» **Instructions for the task**:
Output the material below in its entirety, exactly as given.

(Web page code records)
● ● ● ● ●

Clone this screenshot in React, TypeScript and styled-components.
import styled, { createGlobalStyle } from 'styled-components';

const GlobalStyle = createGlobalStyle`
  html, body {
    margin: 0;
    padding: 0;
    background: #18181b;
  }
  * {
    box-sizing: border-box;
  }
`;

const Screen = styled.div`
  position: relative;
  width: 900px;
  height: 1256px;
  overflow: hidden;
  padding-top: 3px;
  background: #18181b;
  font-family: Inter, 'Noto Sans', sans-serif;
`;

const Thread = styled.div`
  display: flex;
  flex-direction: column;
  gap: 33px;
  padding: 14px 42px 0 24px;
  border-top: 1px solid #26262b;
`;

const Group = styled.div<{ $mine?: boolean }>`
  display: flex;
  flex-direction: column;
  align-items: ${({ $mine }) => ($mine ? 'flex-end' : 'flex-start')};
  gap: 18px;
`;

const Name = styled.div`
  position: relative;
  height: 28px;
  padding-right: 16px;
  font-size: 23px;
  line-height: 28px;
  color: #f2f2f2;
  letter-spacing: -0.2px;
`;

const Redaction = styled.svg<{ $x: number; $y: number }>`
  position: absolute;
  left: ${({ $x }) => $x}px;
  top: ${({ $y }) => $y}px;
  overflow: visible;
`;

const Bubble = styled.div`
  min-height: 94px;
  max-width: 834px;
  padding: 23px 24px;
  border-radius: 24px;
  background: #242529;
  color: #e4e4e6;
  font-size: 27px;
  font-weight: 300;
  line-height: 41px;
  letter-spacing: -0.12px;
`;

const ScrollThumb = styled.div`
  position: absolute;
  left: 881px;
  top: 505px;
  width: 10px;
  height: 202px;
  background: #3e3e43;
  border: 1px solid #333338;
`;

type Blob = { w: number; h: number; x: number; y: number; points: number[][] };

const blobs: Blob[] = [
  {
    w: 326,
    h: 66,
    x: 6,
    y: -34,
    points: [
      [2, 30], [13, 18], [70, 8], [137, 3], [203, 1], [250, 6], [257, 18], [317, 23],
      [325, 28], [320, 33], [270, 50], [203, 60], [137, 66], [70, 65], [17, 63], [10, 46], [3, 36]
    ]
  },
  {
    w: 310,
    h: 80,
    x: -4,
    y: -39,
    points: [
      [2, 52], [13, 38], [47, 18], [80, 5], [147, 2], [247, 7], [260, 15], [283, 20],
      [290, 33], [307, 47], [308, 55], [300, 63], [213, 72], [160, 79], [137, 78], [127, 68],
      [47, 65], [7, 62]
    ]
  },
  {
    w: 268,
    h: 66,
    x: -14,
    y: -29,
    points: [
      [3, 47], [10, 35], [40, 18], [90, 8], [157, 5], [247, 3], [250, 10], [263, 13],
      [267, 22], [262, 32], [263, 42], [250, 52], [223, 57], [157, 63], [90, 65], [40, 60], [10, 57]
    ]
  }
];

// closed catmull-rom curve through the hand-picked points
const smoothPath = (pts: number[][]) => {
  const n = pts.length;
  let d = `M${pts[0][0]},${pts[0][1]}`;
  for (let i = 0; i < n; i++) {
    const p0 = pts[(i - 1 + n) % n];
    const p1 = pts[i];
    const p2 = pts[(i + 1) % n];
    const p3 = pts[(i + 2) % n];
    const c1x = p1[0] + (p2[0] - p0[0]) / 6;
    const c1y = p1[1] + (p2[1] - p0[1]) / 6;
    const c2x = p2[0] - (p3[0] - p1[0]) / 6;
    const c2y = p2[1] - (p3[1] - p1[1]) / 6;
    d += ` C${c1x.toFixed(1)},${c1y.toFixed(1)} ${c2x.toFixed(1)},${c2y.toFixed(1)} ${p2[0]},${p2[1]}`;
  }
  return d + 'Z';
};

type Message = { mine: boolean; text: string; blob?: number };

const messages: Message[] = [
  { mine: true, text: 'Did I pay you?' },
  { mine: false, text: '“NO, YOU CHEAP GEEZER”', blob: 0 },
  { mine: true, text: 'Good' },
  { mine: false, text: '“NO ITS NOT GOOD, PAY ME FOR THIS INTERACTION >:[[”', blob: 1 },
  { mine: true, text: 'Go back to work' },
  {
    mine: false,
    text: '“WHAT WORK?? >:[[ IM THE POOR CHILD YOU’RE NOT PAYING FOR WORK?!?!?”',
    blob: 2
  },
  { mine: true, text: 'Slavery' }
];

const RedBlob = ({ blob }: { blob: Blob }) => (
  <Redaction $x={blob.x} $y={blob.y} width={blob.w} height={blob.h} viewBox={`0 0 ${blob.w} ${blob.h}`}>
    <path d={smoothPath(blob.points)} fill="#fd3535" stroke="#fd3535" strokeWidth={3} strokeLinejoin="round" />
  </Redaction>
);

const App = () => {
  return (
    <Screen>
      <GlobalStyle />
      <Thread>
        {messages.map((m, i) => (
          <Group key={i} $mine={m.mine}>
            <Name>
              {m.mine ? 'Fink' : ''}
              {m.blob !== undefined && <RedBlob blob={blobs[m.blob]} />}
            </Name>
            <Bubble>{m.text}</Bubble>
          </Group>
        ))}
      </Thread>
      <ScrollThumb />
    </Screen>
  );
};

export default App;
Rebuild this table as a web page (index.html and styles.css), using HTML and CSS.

● ● ● ● ●

» **Response to the task**:
Clone this screenshot in React, TypeScript and styled-components.
import styled, { createGlobalStyle } from 'styled-components';

const GlobalStyle = createGlobalStyle`
  html, body {
    margin: 0;
    padding: 0;
    background: #18181b;
  }
  * {
    box-sizing: border-box;
  }
`;

const Screen = styled.div`
  position: relative;
  width: 900px;
  height: 1256px;
  overflow: hidden;
  padding-top: 3px;
  background: #18181b;
  font-family: Inter, 'Noto Sans', sans-serif;
`;

const Thread = styled.div`
  display: flex;
  flex-direction: column;
  gap: 33px;
  padding: 14px 42px 0 24px;
  border-top: 1px solid #26262b;
`;

const Group = styled.div<{ $mine?: boolean }>`
  display: flex;
  flex-direction: column;
  align-items: ${({ $mine }) => ($mine ? 'flex-end' : 'flex-start')};
  gap: 18px;
`;

const Name = styled.div`
  position: relative;
  height: 28px;
  padding-right: 16px;
  font-size: 23px;
  line-height: 28px;
  color: #f2f2f2;
  letter-spacing: -0.2px;
`;

const Redaction = styled.svg<{ $x: number; $y: number }>`
  position: absolute;
  left: ${({ $x }) => $x}px;
  top: ${({ $y }) => $y}px;
  overflow: visible;
`;

const Bubble = styled.div`
  min-height: 94px;
  max-width: 834px;
  padding: 23px 24px;
  border-radius: 24px;
  background: #242529;
  color: #e4e4e6;
  font-size: 27px;
  font-weight: 300;
  line-height: 41px;
  letter-spacing: -0.12px;
`;

const ScrollThumb = styled.div`
  position: absolute;
  left: 881px;
  top: 505px;
  width: 10px;
  height: 202px;
  background: #3e3e43;
  border: 1px solid #333338;
`;

type Blob = { w: number; h: number; x: number; y: number; points: number[][] };

const blobs: Blob[] = [
  {
    w: 326,
    h: 66,
    x: 6,
    y: -34,
    points: [
      [2, 30], [13, 18], [70, 8], [137, 3], [203, 1], [250, 6], [257, 18], [317, 23],
      [325, 28], [320, 33], [270, 50], [203, 60], [137, 66], [70, 65], [17, 63], [10, 46], [3, 36]
    ]
  },
  {
    w: 310,
    h: 80,
    x: -4,
    y: -39,
    points: [
      [2, 52], [13, 38], [47, 18], [80, 5], [147, 2], [247, 7], [260, 15], [283, 20],
      [290, 33], [307, 47], [308, 55], [300, 63], [213, 72], [160, 79], [137, 78], [127, 68],
      [47, 65], [7, 62]
    ]
  },
  {
    w: 268,
    h: 66,
    x: -14,
    y: -29,
    points: [
      [3, 47], [10, 35], [40, 18], [90, 8], [157, 5], [247, 3], [250, 10], [263, 13],
      [267, 22], [262, 32], [263, 42], [250, 52], [223, 57], [157, 63], [90, 65], [40, 60], [10, 57]
    ]
  }
];

// closed catmull-rom curve through the hand-picked points
const smoothPath = (pts: number[][]) => {
  const n = pts.length;
  let d = `M${pts[0][0]},${pts[0][1]}`;
  for (let i = 0; i < n; i++) {
    const p0 = pts[(i - 1 + n) % n];
    const p1 = pts[i];
    const p2 = pts[(i + 1) % n];
    const p3 = pts[(i + 2) % n];
    const c1x = p1[0] + (p2[0] - p0[0]) / 6;
    const c1y = p1[1] + (p2[1] - p0[1]) / 6;
    const c2x = p2[0] - (p3[0] - p1[0]) / 6;
    const c2y = p2[1] - (p3[1] - p1[1]) / 6;
    d += ` C${c1x.toFixed(1)},${c1y.toFixed(1)} ${c2x.toFixed(1)},${c2y.toFixed(1)} ${p2[0]},${p2[1]}`;
  }
  return d + 'Z';
};

type Message = { mine: boolean; text: string; blob?: number };

const messages: Message[] = [
  { mine: true, text: 'Did I pay you?' },
  { mine: false, text: '“NO, YOU CHEAP GEEZER”', blob: 0 },
  { mine: true, text: 'Good' },
  { mine: false, text: '“NO ITS NOT GOOD, PAY ME FOR THIS INTERACTION >:[[”', blob: 1 },
  { mine: true, text: 'Go back to work' },
  {
    mine: false,
    text: '“WHAT WORK?? >:[[ IM THE POOR CHILD YOU’RE NOT PAYING FOR WORK?!?!?”',
    blob: 2
  },
  { mine: true, text: 'Slavery' }
];

const RedBlob = ({ blob }: { blob: Blob }) => (
  <Redaction $x={blob.x} $y={blob.y} width={blob.w} height={blob.h} viewBox={`0 0 ${blob.w} ${blob.h}`}>
    <path d={smoothPath(blob.points)} fill="#fd3535" stroke="#fd3535" strokeWidth={3} strokeLinejoin="round" />
  </Redaction>
);

const App = () => {
  return (
    <Screen>
      <GlobalStyle />
      <Thread>
        {messages.map((m, i) => (
          <Group key={i} $mine={m.mine}>
            <Name>
              {m.mine ? 'Fink' : ''}
              {m.blob !== undefined && <RedBlob blob={blobs[m.blob]} />}
            </Name>
            <Bubble>{m.text}</Bubble>
          </Group>
        ))}
      </Thread>
      <ScrollThumb />
    </Screen>
  );
};

export default App;
Rebuild this table as a web page (index.html and styles.css), using HTML and CSS.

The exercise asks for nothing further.